This week, I would like to talk about something in the craft beer community known as a “tap takeover.” A tap takeover is an event put on by a bar or pub that highlights a certain style, or sometimes they will feature a lone brewery. These are excellent chances to sample without having to purchase an entire six-pack.
Last Thursday (March 13) night, I stopped in to Kryptonite in downtown Rockford for one of these tap takeovers. For those of you who have not been to Kryptonite recently, they have installed an eight-handle tap system of a rotating selection of craft beers. On this particular night, Kryptonite was featuring Distihl, the microbrewery from Bloomington, Ill. Along with the beer, Distihl sent brewery reps Katy and Mike to answer questions about the brewery and talk beer with Krytonite patrons. To those who attended the event, Kryptonite and Distihl gave out T-shirts and pint glasses with the Distihl logo. Nice!
Here is a list of the beers that were featured: Hoperation Overload (Imperial IPA), Dead Head Double Red (Imperial Red Ale) and Vetex IPA (West Coast IPA), all of which are available year round; and the seasonal beer, Strawberry Blonde (American Blonde with fresh strawberries added). There were also the special releases of Tenbrus (Black Rye IPA), Black Angel (American Stout) and Counter Clockwise (wild sour series). Last, but not least, there was the American Pale Ale called Downstate Pale Ale that was randalled through peaches. The process of randallizing is a double-chamber filter filled with flavor-enhancing ingredients, in this case, peaches, which are connected to a tap of your favorite beer.
My favorites of the evening, in no particular order, were Counter Clockwise, Vertex IPA, Strawberry Blonde and Tenbrus, which our group voted for to be Distihl’s next release in cans from their recently installed canning line. I did not care at all for the Downstate Pale Ale. In my opinion, the hops of the Pale Ale and the peaches were a poor match.

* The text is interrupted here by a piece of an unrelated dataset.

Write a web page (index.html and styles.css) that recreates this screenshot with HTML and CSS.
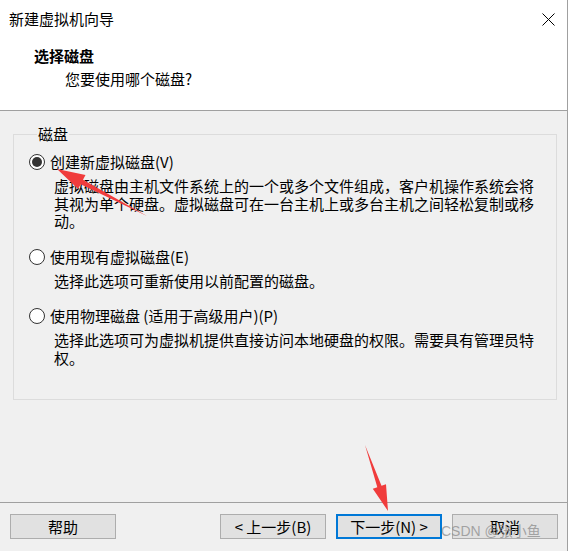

There are a number of local bars that have tap takeovers periodically, and if you get a chance to attend one, by all means, treat yourself to an enjoyable evening with some fellow beer geeks.
Michael Sears is president of the Forest City Brewers. The Forest City Brewers is a homebrewing club dedicated to the art of finely crafted beer. The club meets the first Wednesday of each month at Thunder Bay Grille on East State Sreet. For more about Forest City Brewers, go to http://forestcitybrewers.org. If you have comments or recommendations, please contact Mike at email@example.com.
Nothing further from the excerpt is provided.